Available records:
"""

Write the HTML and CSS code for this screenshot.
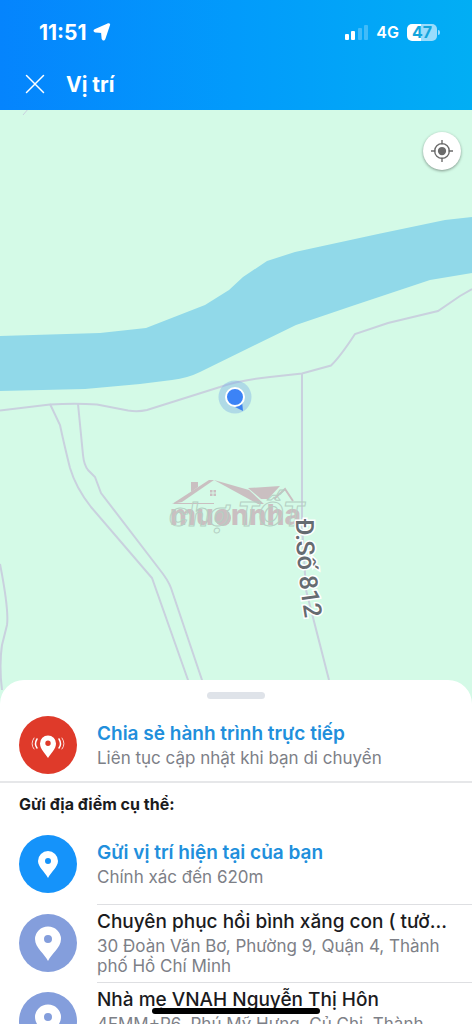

"""
"""

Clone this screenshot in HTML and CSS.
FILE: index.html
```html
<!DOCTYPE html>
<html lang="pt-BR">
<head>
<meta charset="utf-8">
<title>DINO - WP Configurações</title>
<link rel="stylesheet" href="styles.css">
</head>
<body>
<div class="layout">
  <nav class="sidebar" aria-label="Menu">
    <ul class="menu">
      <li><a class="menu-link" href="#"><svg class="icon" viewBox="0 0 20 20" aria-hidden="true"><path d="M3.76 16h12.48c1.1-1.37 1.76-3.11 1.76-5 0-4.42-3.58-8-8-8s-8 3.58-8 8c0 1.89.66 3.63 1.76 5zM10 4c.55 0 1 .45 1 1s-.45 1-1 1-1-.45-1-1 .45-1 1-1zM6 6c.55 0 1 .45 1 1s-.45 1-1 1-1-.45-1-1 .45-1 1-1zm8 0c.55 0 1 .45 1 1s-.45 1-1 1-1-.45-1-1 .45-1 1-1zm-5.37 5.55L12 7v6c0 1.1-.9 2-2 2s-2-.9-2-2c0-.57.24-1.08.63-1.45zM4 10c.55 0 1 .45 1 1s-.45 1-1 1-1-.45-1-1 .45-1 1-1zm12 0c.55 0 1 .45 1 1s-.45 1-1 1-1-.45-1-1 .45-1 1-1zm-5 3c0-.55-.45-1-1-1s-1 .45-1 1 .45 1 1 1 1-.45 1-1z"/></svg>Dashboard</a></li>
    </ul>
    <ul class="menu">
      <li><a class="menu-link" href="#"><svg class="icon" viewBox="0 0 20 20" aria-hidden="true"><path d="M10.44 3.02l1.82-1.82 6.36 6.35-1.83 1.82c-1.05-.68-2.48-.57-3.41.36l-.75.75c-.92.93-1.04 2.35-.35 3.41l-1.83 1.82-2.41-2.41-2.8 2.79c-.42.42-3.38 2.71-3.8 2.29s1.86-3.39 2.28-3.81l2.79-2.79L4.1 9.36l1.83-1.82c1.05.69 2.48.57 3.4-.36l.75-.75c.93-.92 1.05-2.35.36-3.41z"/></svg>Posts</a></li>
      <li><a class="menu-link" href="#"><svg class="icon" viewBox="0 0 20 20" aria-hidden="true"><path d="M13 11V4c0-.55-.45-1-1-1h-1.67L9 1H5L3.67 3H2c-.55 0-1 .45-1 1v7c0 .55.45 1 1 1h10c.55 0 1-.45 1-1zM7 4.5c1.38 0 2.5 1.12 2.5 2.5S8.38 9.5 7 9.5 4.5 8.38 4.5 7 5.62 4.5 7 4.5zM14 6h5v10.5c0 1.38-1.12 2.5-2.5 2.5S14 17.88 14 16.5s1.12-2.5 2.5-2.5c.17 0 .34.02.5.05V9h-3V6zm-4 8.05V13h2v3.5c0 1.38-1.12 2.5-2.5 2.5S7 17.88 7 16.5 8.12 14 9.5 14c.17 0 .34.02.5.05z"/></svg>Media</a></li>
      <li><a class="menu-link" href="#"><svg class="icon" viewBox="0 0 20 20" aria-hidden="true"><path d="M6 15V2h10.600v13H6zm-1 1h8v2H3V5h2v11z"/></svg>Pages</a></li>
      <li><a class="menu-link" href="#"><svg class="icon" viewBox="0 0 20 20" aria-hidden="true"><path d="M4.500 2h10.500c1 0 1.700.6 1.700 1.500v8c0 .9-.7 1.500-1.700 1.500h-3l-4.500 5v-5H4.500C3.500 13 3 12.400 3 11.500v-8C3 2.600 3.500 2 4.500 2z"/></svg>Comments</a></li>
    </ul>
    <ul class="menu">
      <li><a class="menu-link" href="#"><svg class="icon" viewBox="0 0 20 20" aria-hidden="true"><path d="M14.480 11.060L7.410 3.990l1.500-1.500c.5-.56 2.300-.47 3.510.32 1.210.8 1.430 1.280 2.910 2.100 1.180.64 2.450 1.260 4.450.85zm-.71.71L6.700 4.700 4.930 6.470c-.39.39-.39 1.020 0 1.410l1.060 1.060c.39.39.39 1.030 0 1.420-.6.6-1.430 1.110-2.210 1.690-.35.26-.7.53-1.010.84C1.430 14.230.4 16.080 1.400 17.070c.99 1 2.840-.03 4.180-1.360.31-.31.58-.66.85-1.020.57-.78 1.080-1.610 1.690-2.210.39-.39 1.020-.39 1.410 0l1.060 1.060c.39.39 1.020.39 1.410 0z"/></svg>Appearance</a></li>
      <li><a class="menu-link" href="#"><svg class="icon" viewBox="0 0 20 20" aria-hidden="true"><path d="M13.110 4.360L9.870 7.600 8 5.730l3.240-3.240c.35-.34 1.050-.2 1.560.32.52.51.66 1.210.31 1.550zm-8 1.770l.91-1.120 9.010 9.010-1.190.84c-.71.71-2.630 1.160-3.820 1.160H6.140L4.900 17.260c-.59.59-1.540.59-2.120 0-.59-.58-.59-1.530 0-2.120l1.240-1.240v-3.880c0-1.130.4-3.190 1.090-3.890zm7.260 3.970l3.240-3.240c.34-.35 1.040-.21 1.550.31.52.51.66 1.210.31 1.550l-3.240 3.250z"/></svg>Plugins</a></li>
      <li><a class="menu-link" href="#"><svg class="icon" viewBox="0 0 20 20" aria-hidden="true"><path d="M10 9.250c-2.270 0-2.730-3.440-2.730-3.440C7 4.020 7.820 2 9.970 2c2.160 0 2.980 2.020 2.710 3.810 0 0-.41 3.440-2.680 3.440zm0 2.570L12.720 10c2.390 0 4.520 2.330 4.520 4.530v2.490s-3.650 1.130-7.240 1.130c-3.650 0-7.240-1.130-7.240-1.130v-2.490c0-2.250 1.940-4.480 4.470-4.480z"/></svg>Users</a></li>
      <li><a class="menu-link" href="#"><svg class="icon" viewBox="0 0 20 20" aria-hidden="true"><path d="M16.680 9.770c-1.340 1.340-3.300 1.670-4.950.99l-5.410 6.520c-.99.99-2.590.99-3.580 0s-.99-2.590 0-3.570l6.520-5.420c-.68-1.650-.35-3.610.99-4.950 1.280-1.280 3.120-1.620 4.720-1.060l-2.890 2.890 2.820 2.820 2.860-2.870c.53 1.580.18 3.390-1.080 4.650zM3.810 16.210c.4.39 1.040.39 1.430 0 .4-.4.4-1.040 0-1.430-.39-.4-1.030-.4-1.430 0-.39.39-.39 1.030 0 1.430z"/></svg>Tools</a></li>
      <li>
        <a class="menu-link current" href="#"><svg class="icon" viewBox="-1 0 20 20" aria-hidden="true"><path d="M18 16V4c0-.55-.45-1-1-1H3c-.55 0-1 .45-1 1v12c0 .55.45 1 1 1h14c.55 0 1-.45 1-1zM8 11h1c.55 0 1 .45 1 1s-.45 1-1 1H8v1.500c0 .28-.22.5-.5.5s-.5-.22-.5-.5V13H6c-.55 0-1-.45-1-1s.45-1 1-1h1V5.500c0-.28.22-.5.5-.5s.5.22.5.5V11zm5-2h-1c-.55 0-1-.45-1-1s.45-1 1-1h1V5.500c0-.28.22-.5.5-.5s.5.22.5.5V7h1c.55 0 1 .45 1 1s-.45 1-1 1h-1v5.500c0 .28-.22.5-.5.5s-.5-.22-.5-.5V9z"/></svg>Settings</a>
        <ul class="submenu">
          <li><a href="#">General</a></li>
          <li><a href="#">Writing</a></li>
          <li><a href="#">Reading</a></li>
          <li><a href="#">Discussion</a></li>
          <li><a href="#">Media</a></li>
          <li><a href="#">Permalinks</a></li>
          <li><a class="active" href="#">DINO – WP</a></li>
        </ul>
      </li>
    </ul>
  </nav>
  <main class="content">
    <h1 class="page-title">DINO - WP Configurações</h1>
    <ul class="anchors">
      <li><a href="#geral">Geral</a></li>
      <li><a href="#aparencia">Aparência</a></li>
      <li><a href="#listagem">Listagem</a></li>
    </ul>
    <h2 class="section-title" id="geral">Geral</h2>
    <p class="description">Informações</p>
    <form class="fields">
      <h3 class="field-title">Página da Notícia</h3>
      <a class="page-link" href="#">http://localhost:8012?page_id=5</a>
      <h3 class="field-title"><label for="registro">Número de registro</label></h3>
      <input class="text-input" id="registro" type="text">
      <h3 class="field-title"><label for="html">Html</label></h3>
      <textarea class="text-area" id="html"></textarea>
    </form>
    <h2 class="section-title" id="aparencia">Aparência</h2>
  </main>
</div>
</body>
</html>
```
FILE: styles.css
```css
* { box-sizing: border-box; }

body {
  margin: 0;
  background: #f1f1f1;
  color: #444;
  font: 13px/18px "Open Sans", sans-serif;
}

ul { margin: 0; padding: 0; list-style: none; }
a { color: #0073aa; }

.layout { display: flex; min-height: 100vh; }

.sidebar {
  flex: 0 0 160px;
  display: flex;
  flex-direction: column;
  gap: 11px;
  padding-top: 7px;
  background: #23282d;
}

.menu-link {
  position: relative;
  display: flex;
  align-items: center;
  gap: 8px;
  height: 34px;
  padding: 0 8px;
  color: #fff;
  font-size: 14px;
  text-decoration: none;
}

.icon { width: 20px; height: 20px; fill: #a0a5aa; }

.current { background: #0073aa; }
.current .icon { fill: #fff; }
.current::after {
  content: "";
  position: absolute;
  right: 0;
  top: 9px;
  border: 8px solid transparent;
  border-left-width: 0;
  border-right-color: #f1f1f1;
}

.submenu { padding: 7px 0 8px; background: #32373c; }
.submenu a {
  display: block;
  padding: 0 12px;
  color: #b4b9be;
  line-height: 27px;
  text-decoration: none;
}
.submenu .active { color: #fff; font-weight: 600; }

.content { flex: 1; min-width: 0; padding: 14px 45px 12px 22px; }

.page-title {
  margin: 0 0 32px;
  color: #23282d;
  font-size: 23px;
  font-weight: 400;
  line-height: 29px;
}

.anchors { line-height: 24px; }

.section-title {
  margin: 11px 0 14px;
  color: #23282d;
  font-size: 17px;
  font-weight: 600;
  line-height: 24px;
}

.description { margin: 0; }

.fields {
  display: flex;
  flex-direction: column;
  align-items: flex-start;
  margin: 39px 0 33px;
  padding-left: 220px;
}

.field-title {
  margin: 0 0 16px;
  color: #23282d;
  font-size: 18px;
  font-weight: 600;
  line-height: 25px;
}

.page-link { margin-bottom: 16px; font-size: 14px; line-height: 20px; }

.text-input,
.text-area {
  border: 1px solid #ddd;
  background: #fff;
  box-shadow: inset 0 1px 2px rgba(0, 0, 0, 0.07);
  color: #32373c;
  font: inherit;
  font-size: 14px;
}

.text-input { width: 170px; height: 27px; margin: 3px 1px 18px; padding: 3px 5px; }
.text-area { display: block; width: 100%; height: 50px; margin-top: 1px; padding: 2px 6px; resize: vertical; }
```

"""

Your task:
Your answer should be one number: the count of lines in the data above that include the word "this".

Solution to the exercise:
2